A 7-16 Composite Flange Receptacle
The telecommunications market is dynamic, constantly evolving and requiring significant product innovation in order to meet the demands of the 21st century. To do so manufacturers must react to market needs and possess the expertise to instigate innovative processes, while also maintaining competitiveness. This is the approach taken by Radiall, which has aligned its strategy around these key issues and given priority to innovation in the development of its new 7-16 composite flange receptacle.
The starting point for development was the fact that in modern mobile telecommunications systems it has become a basic requirement to use passive components that do not generate third-order passive intermodulation products for all pieces of equipment from the antenna to the duplexer. Many studies have been completed by research labs and connector manufacturers to identify and quantify the various sources of nonlinearity, which can be generated by a passive component.
Their findings show that the materials, plating, contact pressure at the piece-part junctions, current line deviations, contact cleanliness and contact types all have a very strong impact on the generation of passive intermodulation products.
The resulting design modifications from these studies have been implemented, year after year, on the 7-16 connector series, which has become the connector that is most frequently used when a stringent intermodulation requirement is imposed. It is a low IM 7-16 flange receptacle design in a single-piece body that utilizes silver-plating for all metal parts and features strong attachment of the insulator and center contact into the body that effectively prevents any movement. It was also seen as important to address the weak point of conventional connectors, namely the connector attachment to the equipment panel.
Basically, the use of four screws to attach the flange to the equipment creates pressure distribution on the electrical contact joint that is directly dependent on the distance between the contact and the screws. In short, contact junction pressure is uneven and this irregular contact pressure is significantly amplified when screw torques are unequal. Figure 1 shows a stress calculation, illustrating the effect of tightening the flange screws. In order to minimize this problem, connector manufacturers have increased the pressure by reducing the contact surface by confining it to around the coaxial line. This approach makes the problem less acute, but does not eliminate it.
In order to fully eradicate this problem, Radiall has introduced a new receptacle concept whereby the contact pressure on the equipment side is generated by pressure applied by the 7-16 plug. Consequently, when a plug is mated to the receptacle, the tightening torque is diverted by the thread system into an axial force that is applied to the reference plane with the result being that the pressure on both contact junctions is equally distributed.
Effectively, the entire force generated by the tightening torque is efficiently transformed and used as an axial force on the contact junctions at the reference plane and panel junction. This improves the intermodulation level and its stability.

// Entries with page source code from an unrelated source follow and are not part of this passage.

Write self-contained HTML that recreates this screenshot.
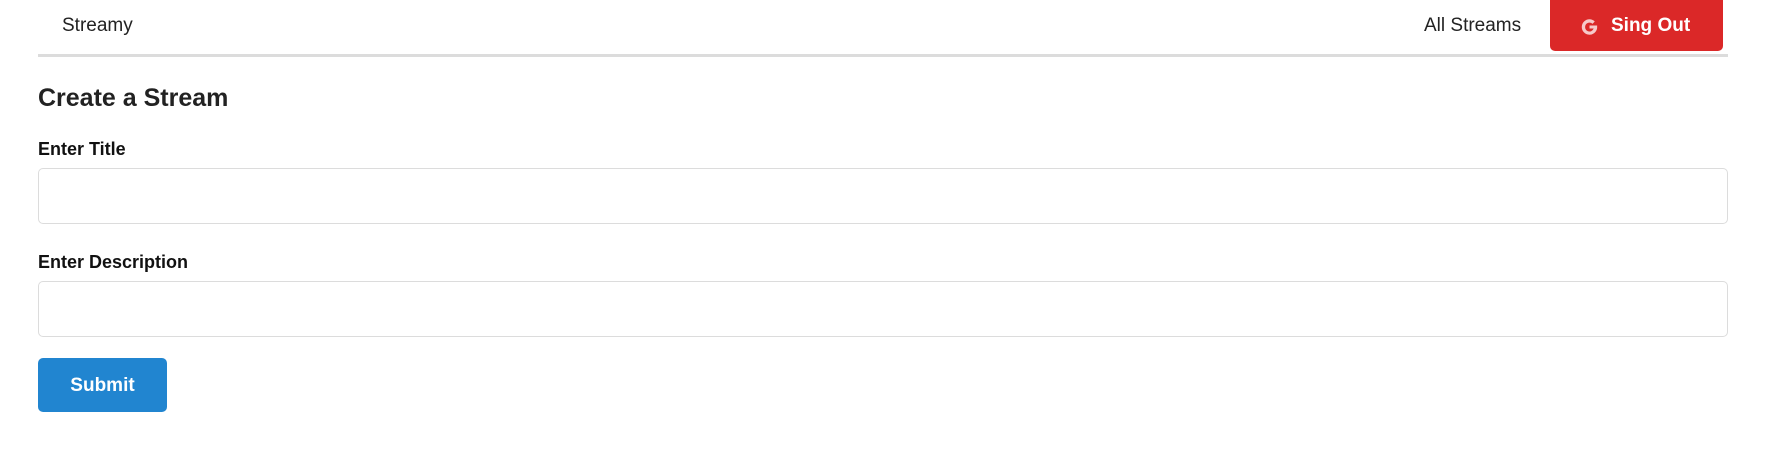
<!DOCTYPE html>
<html><head><style>
body{margin:0;width:1790px;height:470px;background:#fff;font-family:"Liberation Sans",sans-serif;color:#222;position:relative;overflow:hidden}
.a{position:absolute;white-space:nowrap}
.inp{position:absolute;left:38px;width:1688px;height:54px;border:1px solid #dcdcdc;border-radius:5px}
</style></head><body>
<div class="a" style="left:62px;top:14px;font-size:19px;line-height:24px">Streamy</div>
<div class="a" style="left:1424px;top:14px;font-size:19px;line-height:24px">All Streams</div>
<div class="a" style="left:1550px;top:0;width:173px;height:51px;background:#db2828;border-radius:0 0 5px 5px"></div>
<svg class="a" style="left:1579px;top:17px" width="21" height="20" viewBox="0 0 22 22"><path d="M11 2.5a8.5 8.5 0 1 0 8.4 9.8V9.3H11v3.4h4.6a4.9 4.9 0 1 1-1.3-5.2l2.5-2.5A8.5 8.5 0 0 0 11 2.5z" fill="#f6c9c9"/></svg>
<div class="a" style="left:1611px;top:14px;font-size:19px;line-height:24px;font-weight:bold;color:#fff">Sing Out</div>
<div class="a" style="left:38px;top:54px;width:1690px;height:3px;background:#dcdcdc"></div>
<div class="a" style="left:38px;top:83px;font-size:25px;line-height:30px;font-weight:bold;color:#222">Create a Stream</div>
<div class="a" style="left:38px;top:137px;font-size:18px;line-height:24px;font-weight:bold;color:#111">Enter Title</div>
<div class="inp" style="top:168px"></div>
<div class="a" style="left:38px;top:250px;font-size:18px;line-height:24px;font-weight:bold;color:#111">Enter Description</div>
<div class="inp" style="top:281px"></div>
<div class="a" style="left:38px;top:358px;width:129px;height:54px;background:#2185d0;border-radius:5px;color:#fff;font-weight:bold;font-size:19px;line-height:56px;text-align:center">Submit</div>
</body></html>
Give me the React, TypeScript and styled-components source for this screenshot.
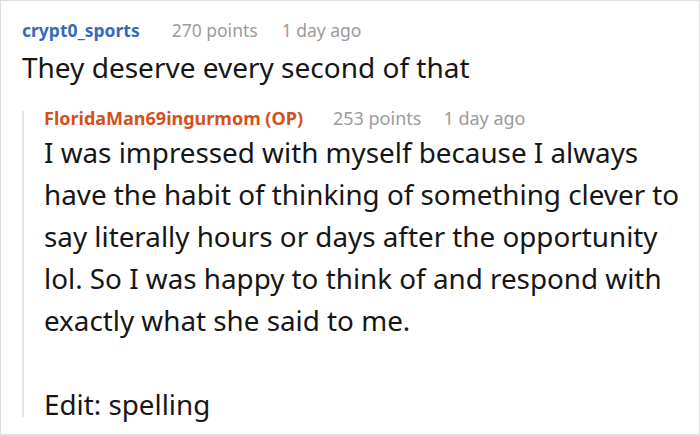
import React from 'react'
import styled, { createGlobalStyle } from 'styled-components'

const GlobalStyle = createGlobalStyle`
  html, body {
    margin: 0;
    padding: 0;
    background: #fff;
  }
  body {
    font-family: 'Noto Sans', 'Open Sans', sans-serif;
    color: #161616;
  }
`

const Frame = styled.section`
  box-sizing: border-box;
  width: 700px;
  height: 436px;
  border: 1px solid #dfdfdf;
  border-bottom-width: 2px;
  padding: 17px 0 0 21px;
  overflow: hidden;
`

const Comment = styled.article`
  display: flex;
  flex-direction: column;
`

const Meta = styled.header<{ $size: number; $lh: number; $gap: number }>`
  display: flex;
  align-items: baseline;
  gap: ${p => p.$gap}px;
  font-size: ${p => p.$size}px;
  line-height: ${p => p.$lh}px;
  color: #9b9b9b;
  white-space: nowrap;
`

const Author = styled.span<{ $op?: boolean }>`
  font-weight: 700;
  margin-right: 8px;
  color: ${p => (p.$op ? '#d3511c' : '#3769b9')};
`

const Stat = styled.span``

const Text = styled.p`
  margin: 5px 0 0;
  font-size: 28px;
  line-height: 40px;
`

const Replies = styled.div`
  margin-top: 24px;
  border-left: 2px solid #e4e4e4;
  padding-left: 20px;
`

const ReplyBody = styled.div`
  margin-top: 6px;
  width: 650px;
  font-size: 27.8px;
`

const Paragraph = styled.p<{ $tight?: boolean }>`
  margin: ${p => (p.$tight ? '50px 0 0' : '0')};
  line-height: ${p => (p.$tight ? 26 : 42)}px;
`

export default function App() {
  return (
    <>
      <GlobalStyle />
      <Frame>
        <Comment>
          <Meta $size={17.5} $lh={24} $gap={24}>
            <Author>crypt0_sports</Author>
            <Stat>270 points</Stat>
            <Stat>1 day ago</Stat>
          </Meta>
          <Text>They deserve every second of that</Text>
          <Replies>
            <Comment>
              <Meta $size={18} $lh={14} $gap={22}>
                <Author $op>FloridaMan69ingurmom (OP)</Author>
                <Stat>253 points</Stat>
                <Stat>1 day ago</Stat>
              </Meta>
              <ReplyBody>
                <Paragraph>
                  I was impressed with myself because I always have the habit of
                  thinking of something clever to say literally hours or days
                  after the opportunity lol. So I was happy to think of and
                  respond with exactly what she said to me.
                </Paragraph>
                <Paragraph $tight>Edit: spelling</Paragraph>
              </ReplyBody>
            </Comment>
          </Replies>
        </Comment>
      </Frame>
    </>
  )
}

Through this concept, the receptacle body is only used as a mechanical support, which guides the reduced mass contact and no longer has an electrical function. This new degree of freedom has the added advantage of enabling the use of different materials that can be selected to offer certain features and meet specific practical needs.
In deciding on the material for the 7-16 composite flange receptacle, the main considerations were it had to be very lightweight, have high corrosion resistance and be colorable to enable color coding. Material selection was also based on:
• Material stiffness—Young’s modulus
• Yield limit
• Ultimate strength
• Temperature range
• Creeping speed and stress relaxation
• Thermal dilatation coefficient
• Sensitivity to harsh outdoor environments—corrosion, UV ageing, humidity, etc.
• Flammability rating
As an example, Figure 2 gives a comparison of the creeping behavior of different materials.
Taking all of these factors into consideration, an in-depth analysis revealed that the use of a composite material would meet these requirements and offer considerable advantages, including a weight reduction of more than 50 percent. Not only does the weight reduction of the components reduce the overall weight of the final module (power amplifiers, filters, etc.), but also reduces transportation costs. When the overall cost of ownership is considered, the company claims an improvement in cost at all levels, resulting in a more competitive overall solution. Components are often required to operate in harsh environments so the composite material’s corrosion resistance is a key advantage for many applications.
Aimed at the telecommunications industry and based on the company’s expertise in the RF field, the new 7-16 composite flange receptacle incorporates a design concept and composite materials that significantly reduce the generation of third-order passive intermodulation products. In addition, the product is easy to install and significantly reduces the total cost of ownership for customers.